Collected data =>
* START *

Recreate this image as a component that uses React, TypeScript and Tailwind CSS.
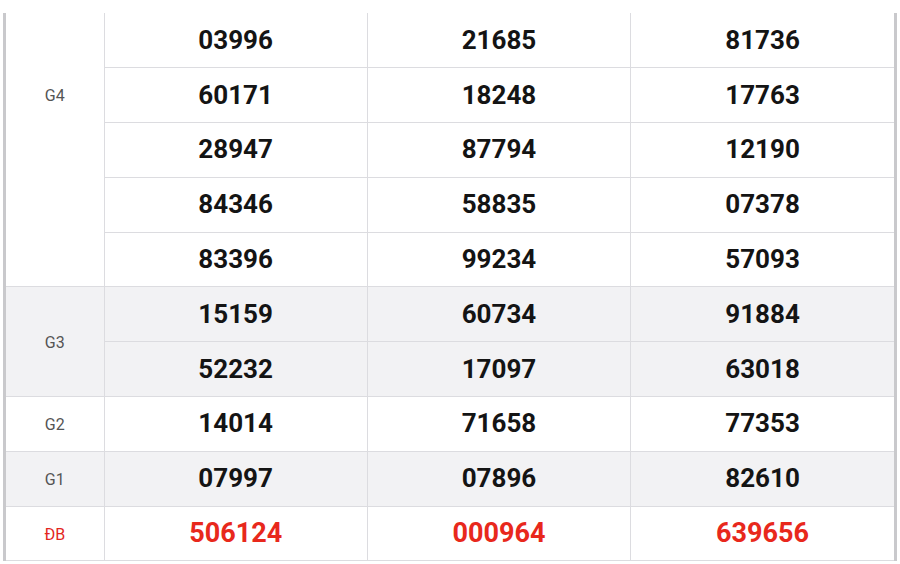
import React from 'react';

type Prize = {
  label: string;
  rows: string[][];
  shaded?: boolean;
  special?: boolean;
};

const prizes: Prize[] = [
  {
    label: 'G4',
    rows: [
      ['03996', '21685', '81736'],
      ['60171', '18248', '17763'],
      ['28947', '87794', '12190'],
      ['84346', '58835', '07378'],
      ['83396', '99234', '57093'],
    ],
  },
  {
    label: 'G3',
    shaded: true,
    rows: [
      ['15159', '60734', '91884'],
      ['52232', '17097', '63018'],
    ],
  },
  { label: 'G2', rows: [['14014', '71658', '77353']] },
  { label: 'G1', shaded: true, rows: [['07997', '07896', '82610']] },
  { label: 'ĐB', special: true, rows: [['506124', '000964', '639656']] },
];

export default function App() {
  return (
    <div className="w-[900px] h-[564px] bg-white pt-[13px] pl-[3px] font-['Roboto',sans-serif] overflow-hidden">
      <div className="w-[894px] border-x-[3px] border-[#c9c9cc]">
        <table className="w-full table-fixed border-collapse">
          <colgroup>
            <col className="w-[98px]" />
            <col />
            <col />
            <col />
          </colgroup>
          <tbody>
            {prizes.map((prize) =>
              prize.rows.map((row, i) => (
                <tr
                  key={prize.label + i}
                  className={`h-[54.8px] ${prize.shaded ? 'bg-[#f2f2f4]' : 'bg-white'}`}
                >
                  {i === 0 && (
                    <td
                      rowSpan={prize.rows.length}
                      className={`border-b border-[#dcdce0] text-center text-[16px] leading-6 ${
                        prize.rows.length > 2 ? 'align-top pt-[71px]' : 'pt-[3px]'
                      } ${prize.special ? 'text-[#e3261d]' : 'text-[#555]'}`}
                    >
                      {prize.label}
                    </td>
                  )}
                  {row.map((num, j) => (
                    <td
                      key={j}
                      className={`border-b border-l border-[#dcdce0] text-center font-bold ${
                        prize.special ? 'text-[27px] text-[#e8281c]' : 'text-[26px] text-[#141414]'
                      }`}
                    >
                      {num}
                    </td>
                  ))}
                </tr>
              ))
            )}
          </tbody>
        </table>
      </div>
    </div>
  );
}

* END *

Written exercise =>
Extract every line containing the string "React" from the data above.

Result below =>
Recreate this image as a component that uses React, TypeScript and Tailwind CSS.
import React from 'react';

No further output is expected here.